Aunque habrá posteriormente a nivel argumental dos o tres secuencias clave en la película, la celebración y la entrega de medallas a Frank Sheeran por parte de la Familia (el irlandés acogido y celebrado por los sicilianos), marca un inicio de un tercer bloque narrativo en el que la decadencia es presente en todos los personajes.  A partir de esta secuencia, la decrepitud se instala en los protagonistas (mediante digitalización o maquillaje, con efectos algo dudosos) y Scorsese transforma al conjunto de capos supervivientes en una pandilla de petanqueros melancólicos. Es una serie de secuencias que, tras los más de 140 minutos previos, se antojan excesivas y un tanto dudosas.
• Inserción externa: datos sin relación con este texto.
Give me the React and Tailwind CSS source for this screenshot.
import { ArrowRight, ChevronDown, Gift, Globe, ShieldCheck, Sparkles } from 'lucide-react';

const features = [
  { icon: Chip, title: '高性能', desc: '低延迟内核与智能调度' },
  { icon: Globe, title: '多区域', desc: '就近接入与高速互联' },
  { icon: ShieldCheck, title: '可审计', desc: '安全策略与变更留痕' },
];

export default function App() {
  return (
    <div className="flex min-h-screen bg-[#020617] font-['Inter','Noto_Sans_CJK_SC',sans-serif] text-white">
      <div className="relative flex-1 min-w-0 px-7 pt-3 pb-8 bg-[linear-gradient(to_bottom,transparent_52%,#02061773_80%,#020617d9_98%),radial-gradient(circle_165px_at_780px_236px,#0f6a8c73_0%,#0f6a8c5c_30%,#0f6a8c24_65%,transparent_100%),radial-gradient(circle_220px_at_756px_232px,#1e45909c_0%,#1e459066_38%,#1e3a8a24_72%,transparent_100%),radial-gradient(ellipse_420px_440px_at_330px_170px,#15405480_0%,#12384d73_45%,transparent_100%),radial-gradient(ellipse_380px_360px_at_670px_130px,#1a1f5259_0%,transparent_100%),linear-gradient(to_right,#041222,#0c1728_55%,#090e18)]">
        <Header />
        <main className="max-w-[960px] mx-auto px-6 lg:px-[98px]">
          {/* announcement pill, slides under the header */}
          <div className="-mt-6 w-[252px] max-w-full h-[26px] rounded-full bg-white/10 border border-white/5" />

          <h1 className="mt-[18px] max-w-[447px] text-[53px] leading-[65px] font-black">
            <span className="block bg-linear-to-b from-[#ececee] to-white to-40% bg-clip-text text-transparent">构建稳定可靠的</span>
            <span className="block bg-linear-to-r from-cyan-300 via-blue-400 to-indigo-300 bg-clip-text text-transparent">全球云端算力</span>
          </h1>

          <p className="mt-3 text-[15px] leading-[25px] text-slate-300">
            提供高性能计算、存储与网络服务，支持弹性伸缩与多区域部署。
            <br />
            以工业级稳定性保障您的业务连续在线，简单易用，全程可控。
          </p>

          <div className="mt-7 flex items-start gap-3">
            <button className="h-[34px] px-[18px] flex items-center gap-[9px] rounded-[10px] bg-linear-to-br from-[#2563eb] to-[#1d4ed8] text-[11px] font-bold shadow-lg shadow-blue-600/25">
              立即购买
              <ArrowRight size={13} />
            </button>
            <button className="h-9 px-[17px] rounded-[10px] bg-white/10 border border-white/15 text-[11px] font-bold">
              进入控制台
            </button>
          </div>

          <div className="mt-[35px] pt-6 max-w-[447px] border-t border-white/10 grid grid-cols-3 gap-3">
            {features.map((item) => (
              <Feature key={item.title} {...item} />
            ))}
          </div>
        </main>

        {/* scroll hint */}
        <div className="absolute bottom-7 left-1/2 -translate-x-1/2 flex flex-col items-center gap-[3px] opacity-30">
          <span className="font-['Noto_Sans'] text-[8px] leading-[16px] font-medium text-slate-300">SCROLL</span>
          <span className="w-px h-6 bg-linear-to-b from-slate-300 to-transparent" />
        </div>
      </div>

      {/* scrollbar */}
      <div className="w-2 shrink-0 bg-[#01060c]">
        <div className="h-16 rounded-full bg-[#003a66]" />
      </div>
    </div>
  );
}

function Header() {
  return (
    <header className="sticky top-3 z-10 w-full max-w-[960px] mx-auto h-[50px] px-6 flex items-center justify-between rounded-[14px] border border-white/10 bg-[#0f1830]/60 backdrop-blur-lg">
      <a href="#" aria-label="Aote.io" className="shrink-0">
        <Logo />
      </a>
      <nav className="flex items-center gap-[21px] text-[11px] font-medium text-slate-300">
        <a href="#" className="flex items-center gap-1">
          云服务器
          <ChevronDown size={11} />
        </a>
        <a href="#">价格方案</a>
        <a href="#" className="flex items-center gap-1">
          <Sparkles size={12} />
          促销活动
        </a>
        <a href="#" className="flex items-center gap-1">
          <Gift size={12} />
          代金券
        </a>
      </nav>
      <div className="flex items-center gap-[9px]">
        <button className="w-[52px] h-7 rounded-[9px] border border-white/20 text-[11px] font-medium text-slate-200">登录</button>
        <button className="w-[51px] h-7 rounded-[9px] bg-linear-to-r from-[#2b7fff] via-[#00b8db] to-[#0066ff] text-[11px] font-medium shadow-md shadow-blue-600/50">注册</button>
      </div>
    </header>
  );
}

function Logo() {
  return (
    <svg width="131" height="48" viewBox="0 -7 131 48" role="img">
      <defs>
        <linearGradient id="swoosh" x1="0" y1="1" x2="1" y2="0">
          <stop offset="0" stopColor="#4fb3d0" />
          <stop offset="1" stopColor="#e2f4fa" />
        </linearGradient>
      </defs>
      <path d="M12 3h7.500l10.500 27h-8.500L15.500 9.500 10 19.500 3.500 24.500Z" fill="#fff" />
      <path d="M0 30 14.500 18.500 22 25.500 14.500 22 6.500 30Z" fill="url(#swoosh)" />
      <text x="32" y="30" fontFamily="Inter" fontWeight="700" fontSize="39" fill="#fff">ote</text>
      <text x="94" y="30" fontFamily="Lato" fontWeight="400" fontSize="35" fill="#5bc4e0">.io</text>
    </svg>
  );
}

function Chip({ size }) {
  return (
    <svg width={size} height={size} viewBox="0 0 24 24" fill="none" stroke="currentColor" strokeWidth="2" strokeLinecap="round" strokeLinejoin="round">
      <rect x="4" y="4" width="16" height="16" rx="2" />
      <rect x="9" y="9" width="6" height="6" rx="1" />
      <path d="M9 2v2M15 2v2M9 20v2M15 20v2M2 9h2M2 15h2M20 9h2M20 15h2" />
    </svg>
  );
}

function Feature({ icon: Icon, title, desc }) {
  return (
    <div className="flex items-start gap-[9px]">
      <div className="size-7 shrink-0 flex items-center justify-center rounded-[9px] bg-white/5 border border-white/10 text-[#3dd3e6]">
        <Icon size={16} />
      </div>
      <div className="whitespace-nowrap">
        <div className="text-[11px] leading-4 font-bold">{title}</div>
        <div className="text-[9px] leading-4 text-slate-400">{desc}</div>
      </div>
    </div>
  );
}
Bufalino, Sheeran y Salerno, entre otros, han vivido más allá que muchos de sus compañeros, para sufrir cárcel, cáncer, artrosis y prostatismo. No se habla de la pervivencia de la organización sino de la soledad del “coronel” y hallamos aquí un punto de condescendencia hacia los que mataron u ordenaron matar. Han sido apartados de sus propias vidas y dejaron de tener sentido. De Niro, solo y olvidado, encara cada noche una puerta entreabierta, esperando tal vez la muerte que debería haberle llegado.

…Sin embargo, quizás no sea la nostalgia de la mafia sino la que Scorsese (nacido en Queens, 1942) siente de los buenos viejos tiempos disfrutados con los amigos. Nostalgia de los rodajes de antaño en compañía de este puñado de viejales, Harvey Keitel (Brooklyn, 1939), Robert de Niro (Manhattan, 1943) o Joe Pesci (Newark, 1943), y de todos los fotogramas que han ido pintando juntos.